### [Exercise directions]
Extract from the listing each line in which the word "this" appears.

### [Supplied data]
===

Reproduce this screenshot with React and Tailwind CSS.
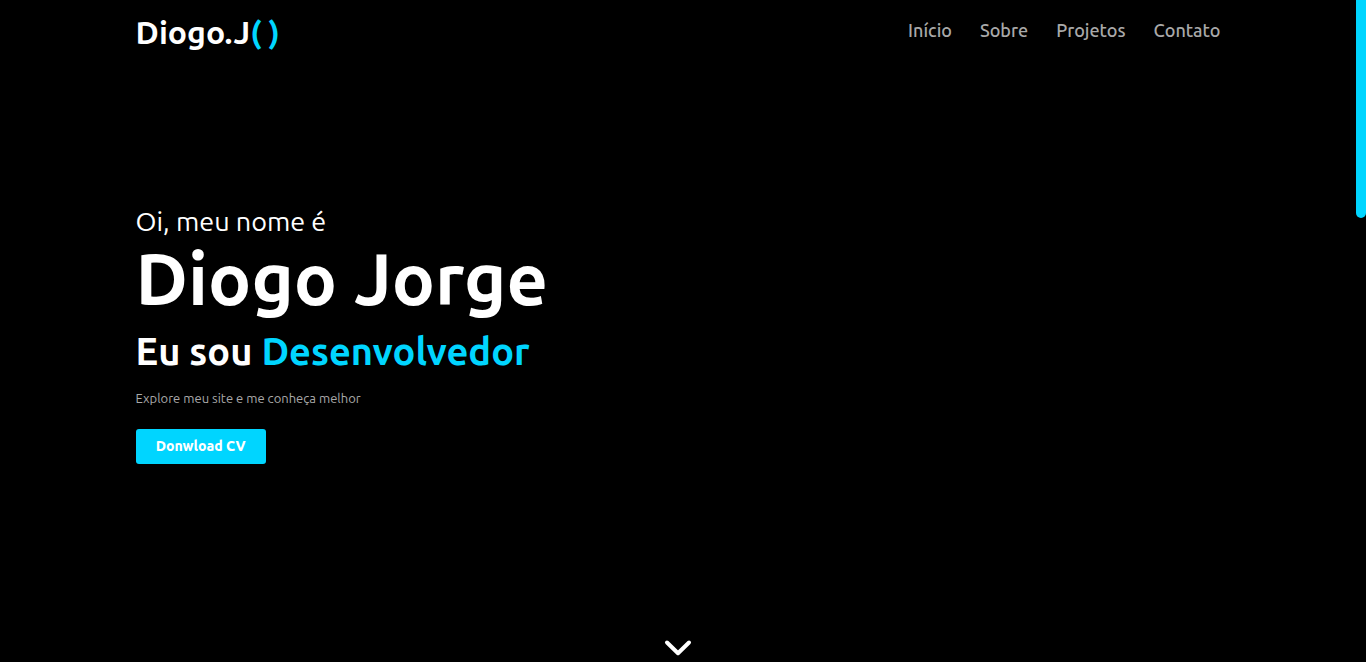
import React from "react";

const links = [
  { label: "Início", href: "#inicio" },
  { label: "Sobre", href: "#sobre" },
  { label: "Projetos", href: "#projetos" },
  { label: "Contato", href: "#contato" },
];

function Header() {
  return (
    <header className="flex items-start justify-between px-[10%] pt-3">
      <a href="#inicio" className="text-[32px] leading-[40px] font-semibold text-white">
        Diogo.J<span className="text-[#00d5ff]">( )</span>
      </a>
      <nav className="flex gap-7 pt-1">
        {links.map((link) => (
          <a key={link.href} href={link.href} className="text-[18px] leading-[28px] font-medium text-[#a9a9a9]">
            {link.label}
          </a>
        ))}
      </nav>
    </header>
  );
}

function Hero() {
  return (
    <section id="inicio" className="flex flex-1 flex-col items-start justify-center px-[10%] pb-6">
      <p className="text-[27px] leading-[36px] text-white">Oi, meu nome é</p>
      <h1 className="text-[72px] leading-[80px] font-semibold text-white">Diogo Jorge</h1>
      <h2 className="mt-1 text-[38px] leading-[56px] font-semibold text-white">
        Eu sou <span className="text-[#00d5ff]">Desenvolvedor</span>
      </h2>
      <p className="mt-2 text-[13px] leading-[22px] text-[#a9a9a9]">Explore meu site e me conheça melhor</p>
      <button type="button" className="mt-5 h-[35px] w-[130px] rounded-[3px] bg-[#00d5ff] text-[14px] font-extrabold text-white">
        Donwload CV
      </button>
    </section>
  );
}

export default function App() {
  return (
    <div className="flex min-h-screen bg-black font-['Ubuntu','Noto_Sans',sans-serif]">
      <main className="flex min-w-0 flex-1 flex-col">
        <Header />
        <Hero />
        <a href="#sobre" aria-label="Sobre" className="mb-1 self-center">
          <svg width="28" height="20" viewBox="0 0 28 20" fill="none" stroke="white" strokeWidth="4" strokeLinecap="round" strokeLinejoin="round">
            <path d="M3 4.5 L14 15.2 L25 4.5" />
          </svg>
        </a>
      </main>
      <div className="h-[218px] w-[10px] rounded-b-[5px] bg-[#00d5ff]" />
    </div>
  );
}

===

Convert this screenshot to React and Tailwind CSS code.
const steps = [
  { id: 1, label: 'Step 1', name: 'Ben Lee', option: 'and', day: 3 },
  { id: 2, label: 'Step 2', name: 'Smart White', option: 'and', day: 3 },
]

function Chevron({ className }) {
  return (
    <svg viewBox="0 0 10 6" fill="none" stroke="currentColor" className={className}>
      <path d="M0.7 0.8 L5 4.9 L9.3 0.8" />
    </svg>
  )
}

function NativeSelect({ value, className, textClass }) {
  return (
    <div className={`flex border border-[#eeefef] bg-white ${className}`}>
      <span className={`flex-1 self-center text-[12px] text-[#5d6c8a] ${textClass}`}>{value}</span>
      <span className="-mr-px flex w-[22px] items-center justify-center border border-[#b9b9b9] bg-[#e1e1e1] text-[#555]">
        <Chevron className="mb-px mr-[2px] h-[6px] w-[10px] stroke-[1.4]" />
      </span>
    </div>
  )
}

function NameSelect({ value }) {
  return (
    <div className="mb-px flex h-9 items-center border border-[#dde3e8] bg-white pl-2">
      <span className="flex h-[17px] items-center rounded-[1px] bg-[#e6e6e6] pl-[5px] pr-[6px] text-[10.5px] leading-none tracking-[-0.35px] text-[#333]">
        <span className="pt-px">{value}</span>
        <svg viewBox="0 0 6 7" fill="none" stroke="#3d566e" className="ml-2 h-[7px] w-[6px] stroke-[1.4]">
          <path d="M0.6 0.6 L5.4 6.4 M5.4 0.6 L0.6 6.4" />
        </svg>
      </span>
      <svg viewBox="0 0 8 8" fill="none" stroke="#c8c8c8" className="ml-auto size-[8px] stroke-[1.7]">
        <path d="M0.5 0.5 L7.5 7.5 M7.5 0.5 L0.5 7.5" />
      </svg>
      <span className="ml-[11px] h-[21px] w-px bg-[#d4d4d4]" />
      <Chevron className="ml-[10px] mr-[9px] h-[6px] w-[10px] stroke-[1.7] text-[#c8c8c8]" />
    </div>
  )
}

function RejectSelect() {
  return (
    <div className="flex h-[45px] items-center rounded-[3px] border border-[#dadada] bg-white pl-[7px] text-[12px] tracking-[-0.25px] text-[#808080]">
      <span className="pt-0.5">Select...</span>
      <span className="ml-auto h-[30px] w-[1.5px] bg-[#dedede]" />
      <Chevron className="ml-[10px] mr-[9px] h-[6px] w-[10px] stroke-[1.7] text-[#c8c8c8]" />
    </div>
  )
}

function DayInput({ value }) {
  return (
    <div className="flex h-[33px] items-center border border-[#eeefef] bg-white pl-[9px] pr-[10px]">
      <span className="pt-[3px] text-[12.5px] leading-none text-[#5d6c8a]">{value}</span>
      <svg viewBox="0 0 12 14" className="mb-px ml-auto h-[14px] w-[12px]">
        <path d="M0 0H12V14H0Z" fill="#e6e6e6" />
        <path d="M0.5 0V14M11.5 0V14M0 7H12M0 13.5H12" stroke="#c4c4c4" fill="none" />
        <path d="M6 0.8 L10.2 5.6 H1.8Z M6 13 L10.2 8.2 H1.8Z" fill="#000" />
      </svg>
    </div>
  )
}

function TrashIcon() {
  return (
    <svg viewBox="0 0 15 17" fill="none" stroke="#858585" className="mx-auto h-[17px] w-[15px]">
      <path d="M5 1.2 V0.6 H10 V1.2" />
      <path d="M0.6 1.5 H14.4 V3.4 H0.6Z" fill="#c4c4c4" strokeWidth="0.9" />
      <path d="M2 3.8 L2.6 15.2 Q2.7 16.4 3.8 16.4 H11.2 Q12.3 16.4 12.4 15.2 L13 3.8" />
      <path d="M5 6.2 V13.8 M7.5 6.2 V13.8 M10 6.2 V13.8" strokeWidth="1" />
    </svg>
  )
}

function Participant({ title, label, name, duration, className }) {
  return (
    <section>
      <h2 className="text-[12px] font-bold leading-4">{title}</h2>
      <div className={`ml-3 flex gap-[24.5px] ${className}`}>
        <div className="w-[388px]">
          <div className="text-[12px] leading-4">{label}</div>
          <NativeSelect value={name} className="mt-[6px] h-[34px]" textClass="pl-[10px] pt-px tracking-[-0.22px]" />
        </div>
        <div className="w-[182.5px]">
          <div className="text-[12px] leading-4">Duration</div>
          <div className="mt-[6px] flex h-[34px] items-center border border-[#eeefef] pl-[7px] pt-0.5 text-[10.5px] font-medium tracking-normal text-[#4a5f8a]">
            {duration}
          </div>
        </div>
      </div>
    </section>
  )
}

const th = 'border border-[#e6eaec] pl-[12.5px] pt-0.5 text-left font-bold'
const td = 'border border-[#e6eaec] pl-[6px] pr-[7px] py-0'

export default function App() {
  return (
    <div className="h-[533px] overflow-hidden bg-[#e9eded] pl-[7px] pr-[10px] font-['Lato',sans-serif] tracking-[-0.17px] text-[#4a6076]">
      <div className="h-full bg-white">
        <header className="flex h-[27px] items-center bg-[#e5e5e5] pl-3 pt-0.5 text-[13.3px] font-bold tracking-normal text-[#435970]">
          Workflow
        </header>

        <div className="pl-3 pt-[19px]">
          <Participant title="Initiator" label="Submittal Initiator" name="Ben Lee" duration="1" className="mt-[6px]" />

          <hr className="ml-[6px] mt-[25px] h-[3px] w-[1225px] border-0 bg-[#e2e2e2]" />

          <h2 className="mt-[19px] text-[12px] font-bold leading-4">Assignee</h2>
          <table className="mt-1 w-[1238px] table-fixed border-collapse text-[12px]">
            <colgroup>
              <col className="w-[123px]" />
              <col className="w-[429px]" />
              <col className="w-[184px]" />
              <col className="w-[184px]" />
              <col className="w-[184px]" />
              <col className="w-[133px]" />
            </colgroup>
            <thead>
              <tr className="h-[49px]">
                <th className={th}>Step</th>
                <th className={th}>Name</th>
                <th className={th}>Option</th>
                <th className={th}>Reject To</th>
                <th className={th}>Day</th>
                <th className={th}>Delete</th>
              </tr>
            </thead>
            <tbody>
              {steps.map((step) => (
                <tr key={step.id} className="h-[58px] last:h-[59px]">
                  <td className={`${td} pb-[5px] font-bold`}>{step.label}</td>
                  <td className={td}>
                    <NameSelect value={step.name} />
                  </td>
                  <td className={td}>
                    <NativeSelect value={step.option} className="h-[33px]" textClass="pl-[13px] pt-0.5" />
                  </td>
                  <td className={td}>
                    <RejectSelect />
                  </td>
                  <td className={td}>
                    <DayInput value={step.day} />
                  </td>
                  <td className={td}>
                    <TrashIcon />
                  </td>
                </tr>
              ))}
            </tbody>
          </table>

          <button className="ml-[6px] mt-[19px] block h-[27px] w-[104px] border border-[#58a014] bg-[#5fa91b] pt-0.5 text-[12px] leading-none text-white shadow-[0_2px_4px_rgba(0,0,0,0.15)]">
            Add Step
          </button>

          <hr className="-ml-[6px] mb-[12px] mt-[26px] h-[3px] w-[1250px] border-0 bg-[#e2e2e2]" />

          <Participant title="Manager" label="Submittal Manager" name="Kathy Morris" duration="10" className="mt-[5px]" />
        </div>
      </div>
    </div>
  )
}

===

### [Completed exercise]
Reproduce this screenshot with React and Tailwind CSS.
Convert this screenshot to React and Tailwind CSS code.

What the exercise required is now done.